The downside to leadership by Gavriel Epstein


A census is taken in Parashat BeMidbar enumerating the size of Bnei Yisrael and their individual Shevatim.  Sheivet Leivi, counted separately from all other Shevatim, is peculiar due to who is included in the count: for Sheivet Leivi, males one month old and above are counted (BeMidbar 3:15), in contrast to the other tribes where males twenty years old and above were counted (BeMidbar 1:3). Despite this, the number of people counted in Sheivet Leivi is considerably lower than all other tribes.  Ramban (3:14 s.v.
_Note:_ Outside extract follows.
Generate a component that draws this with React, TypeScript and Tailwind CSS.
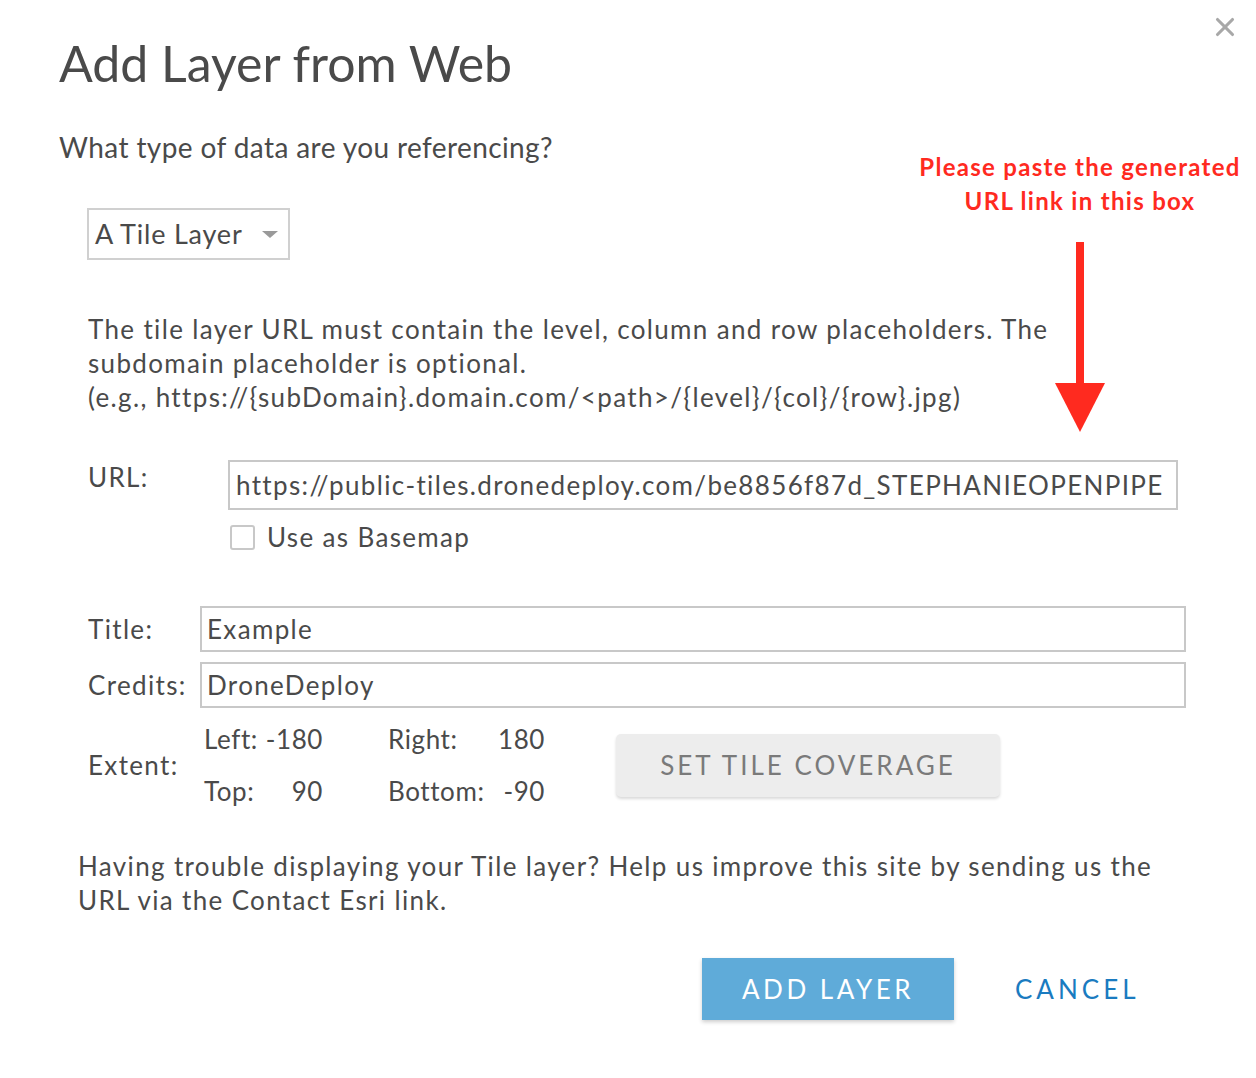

VaYedabeir Hashem El Moshe BeMidbar Sinai) explains that this supports Chazal’s assertion that, “Leivi Lo Hayu BeShibbud Melechet Metzrayim VaAvodat Parech,” “Leivi did not participate in the labor or backbreaking work in Egypt” and thus did not inherit the blessing of, “Kein Yirbeh VeChein Yifrotz,” “So they will multiply and so they will strengthen” (Shemot 1:12), which directly corresponded to the degree of labor.  This teaches us a very important lesson about raising children—both as a blessing and as a responsibility.  Sheivet Leivi, which is generally viewed as the role models for Bnei Yisrael, might find the dual role of leader and parent overburdening.  An excellent example of the detrimental consequences of this adversity is Moshe’s descendants, some of whom would eventually worship Avodah Zarah in Sefer Shofetim.  Before undertaking the challenge of raising children, especially in our times, one must first be aware of the tremendous responsibility and consequences that such a feat entails.